§ **WORK TO DO**
Transcribe the lines from the start of the data below through the line with "import React from", word for word and nothing more.

§ **GIVEN MATERIAL**
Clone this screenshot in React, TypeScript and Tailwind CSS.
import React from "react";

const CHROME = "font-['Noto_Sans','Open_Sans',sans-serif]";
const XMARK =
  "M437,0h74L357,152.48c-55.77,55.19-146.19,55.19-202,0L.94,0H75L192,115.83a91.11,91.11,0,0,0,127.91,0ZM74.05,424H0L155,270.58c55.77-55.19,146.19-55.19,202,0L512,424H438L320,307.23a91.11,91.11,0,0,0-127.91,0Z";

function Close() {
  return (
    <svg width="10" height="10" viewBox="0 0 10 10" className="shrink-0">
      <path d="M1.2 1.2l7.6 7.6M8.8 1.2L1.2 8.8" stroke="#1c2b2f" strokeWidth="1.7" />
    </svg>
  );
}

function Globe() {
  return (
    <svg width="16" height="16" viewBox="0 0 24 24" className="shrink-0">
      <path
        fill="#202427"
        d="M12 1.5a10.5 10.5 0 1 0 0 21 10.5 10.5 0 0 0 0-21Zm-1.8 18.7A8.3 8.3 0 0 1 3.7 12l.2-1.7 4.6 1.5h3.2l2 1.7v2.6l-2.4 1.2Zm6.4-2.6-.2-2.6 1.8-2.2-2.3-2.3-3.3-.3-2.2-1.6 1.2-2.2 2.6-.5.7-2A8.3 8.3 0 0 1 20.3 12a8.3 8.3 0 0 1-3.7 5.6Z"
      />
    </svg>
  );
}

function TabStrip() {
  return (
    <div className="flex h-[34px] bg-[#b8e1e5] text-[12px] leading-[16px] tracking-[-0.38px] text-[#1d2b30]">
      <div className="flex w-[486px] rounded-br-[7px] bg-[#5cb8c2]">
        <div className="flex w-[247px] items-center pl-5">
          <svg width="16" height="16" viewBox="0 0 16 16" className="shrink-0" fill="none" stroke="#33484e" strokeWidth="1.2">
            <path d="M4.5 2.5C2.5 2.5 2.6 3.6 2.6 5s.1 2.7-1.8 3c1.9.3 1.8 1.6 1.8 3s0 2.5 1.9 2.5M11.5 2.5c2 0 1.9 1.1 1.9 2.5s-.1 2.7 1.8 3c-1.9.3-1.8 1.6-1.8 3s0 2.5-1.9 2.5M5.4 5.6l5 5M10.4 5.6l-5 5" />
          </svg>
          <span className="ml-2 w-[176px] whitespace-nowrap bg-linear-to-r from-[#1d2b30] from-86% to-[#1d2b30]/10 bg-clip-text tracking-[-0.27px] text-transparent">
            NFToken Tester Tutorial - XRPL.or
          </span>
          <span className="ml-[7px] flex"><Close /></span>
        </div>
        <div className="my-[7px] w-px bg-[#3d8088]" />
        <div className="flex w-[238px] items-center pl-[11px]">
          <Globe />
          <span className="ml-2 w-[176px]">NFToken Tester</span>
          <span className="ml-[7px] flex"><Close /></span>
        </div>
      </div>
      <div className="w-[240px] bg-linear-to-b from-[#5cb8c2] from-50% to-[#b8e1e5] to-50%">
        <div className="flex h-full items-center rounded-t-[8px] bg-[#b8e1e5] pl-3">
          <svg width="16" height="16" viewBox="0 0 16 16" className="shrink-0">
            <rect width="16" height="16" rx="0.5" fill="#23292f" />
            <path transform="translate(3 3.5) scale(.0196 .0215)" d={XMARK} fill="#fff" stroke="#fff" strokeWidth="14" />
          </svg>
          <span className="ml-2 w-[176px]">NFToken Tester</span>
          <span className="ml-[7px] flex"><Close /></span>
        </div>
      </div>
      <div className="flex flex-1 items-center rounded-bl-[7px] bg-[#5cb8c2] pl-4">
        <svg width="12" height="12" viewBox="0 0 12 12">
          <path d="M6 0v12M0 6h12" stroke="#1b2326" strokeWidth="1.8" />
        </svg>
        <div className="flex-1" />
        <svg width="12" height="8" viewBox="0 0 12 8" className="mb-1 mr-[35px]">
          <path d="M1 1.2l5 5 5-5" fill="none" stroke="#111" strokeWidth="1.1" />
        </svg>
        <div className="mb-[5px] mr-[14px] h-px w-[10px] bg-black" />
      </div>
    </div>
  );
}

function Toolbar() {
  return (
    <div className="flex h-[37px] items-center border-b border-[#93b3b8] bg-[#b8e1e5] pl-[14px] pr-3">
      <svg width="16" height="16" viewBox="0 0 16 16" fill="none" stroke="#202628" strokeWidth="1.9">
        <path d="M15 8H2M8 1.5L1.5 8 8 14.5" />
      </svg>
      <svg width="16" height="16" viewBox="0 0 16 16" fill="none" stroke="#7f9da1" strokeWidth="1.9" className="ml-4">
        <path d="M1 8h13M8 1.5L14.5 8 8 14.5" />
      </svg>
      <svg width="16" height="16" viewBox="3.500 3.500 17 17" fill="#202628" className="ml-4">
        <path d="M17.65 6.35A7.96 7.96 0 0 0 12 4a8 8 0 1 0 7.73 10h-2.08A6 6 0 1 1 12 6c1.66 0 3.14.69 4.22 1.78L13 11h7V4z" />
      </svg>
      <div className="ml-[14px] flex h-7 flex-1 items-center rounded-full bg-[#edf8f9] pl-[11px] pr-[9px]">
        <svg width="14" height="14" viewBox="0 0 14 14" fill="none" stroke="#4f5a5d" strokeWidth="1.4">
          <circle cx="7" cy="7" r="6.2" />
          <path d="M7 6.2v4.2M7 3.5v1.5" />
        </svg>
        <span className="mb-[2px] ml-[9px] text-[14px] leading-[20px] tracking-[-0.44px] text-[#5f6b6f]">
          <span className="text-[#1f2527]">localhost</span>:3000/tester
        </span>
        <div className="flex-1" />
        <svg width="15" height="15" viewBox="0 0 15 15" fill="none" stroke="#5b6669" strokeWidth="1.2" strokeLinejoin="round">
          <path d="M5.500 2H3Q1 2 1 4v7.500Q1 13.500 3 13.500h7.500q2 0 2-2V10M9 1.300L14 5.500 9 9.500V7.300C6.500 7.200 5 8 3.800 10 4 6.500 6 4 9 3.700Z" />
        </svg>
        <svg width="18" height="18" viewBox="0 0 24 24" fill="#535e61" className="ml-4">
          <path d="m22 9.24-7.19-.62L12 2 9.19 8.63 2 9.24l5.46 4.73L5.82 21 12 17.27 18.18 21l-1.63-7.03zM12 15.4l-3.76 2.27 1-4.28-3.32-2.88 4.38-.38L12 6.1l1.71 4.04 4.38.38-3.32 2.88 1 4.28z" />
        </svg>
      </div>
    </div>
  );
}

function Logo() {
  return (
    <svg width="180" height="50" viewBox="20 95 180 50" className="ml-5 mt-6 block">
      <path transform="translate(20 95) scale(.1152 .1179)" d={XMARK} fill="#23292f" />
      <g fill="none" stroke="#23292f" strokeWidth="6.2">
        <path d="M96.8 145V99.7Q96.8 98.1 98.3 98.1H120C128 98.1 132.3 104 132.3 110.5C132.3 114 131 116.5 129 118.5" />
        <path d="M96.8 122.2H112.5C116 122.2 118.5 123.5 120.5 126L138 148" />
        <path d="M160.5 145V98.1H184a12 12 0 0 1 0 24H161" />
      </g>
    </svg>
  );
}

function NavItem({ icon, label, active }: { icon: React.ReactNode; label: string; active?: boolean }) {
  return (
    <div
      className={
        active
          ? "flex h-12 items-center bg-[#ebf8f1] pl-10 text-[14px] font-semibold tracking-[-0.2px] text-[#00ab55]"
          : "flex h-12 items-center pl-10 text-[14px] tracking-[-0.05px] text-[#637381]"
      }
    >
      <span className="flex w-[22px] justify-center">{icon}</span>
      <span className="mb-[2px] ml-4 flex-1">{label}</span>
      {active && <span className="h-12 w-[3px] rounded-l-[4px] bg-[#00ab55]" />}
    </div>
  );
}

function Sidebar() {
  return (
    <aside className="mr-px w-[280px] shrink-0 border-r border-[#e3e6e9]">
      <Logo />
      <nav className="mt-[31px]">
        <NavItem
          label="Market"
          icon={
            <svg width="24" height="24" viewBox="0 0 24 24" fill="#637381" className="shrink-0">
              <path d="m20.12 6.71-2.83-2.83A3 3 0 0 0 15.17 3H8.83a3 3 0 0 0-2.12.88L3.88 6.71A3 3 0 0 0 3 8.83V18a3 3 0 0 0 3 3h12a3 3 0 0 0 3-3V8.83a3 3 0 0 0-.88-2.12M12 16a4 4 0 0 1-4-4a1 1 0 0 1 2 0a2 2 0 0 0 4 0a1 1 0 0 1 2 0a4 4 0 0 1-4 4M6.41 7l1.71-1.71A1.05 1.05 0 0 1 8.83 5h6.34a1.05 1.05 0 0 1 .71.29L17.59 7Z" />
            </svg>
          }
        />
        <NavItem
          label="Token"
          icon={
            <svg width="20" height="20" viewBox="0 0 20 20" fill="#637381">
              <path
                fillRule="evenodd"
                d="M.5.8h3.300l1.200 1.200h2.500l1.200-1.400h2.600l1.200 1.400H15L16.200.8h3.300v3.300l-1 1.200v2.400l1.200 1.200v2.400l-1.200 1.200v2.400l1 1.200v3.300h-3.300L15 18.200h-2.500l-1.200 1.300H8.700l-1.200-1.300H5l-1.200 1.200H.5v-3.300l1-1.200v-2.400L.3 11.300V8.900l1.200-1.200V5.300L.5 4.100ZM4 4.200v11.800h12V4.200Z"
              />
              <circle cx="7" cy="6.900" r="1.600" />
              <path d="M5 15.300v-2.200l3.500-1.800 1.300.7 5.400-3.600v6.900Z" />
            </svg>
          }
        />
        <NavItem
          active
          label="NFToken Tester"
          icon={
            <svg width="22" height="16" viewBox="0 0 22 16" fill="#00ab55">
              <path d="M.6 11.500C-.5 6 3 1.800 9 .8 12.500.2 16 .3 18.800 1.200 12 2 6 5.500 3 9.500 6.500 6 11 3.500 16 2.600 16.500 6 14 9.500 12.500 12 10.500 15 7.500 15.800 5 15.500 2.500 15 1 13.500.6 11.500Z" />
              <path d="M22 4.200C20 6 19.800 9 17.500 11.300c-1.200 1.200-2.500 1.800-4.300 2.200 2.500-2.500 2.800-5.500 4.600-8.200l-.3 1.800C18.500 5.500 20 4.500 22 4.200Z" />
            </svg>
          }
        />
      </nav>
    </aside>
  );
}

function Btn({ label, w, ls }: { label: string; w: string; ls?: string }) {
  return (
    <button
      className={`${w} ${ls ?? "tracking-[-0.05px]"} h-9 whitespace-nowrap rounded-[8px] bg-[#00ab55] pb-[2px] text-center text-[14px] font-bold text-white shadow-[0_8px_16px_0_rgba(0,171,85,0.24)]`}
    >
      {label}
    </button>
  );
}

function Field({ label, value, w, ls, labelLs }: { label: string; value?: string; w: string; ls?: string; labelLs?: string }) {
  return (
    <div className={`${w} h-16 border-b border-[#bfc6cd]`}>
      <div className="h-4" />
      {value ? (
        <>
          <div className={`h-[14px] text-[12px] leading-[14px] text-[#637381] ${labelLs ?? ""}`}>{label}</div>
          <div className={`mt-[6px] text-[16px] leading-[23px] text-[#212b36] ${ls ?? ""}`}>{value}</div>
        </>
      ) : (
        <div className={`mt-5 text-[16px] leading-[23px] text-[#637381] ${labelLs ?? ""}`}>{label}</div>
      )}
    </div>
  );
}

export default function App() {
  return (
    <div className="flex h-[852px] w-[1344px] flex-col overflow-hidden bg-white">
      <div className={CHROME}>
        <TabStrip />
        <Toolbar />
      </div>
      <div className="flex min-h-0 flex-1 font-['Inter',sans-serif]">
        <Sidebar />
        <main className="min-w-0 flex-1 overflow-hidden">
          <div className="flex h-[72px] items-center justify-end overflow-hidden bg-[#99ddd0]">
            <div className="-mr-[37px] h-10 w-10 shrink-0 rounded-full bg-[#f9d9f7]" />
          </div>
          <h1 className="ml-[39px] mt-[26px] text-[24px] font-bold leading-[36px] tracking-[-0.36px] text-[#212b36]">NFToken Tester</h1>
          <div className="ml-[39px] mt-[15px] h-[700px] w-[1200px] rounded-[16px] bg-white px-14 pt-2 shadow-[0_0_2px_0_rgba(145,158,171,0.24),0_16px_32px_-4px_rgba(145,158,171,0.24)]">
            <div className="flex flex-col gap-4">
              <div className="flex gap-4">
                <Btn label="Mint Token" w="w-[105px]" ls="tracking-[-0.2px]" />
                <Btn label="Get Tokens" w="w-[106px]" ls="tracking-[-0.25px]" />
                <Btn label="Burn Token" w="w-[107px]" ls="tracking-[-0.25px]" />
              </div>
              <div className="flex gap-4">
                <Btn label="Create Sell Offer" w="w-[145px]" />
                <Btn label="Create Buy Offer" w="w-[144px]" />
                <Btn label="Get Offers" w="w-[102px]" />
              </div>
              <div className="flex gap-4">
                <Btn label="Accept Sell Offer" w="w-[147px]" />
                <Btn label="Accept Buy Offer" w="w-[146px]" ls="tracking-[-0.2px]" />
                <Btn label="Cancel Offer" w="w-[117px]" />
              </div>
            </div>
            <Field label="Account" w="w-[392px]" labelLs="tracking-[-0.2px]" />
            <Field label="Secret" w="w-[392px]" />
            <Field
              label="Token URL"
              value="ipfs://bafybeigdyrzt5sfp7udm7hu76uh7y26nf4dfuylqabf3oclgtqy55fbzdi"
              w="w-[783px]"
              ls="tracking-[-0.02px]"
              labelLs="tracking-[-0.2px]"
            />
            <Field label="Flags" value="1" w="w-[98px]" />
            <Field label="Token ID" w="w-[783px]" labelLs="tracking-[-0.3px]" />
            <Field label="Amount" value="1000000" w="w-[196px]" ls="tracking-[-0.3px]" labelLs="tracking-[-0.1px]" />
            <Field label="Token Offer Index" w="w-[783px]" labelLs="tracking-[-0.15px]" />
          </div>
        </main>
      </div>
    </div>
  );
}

§ **EXERCISE SOLUTION**
Clone this screenshot in React, TypeScript and Tailwind CSS.
import React from "react";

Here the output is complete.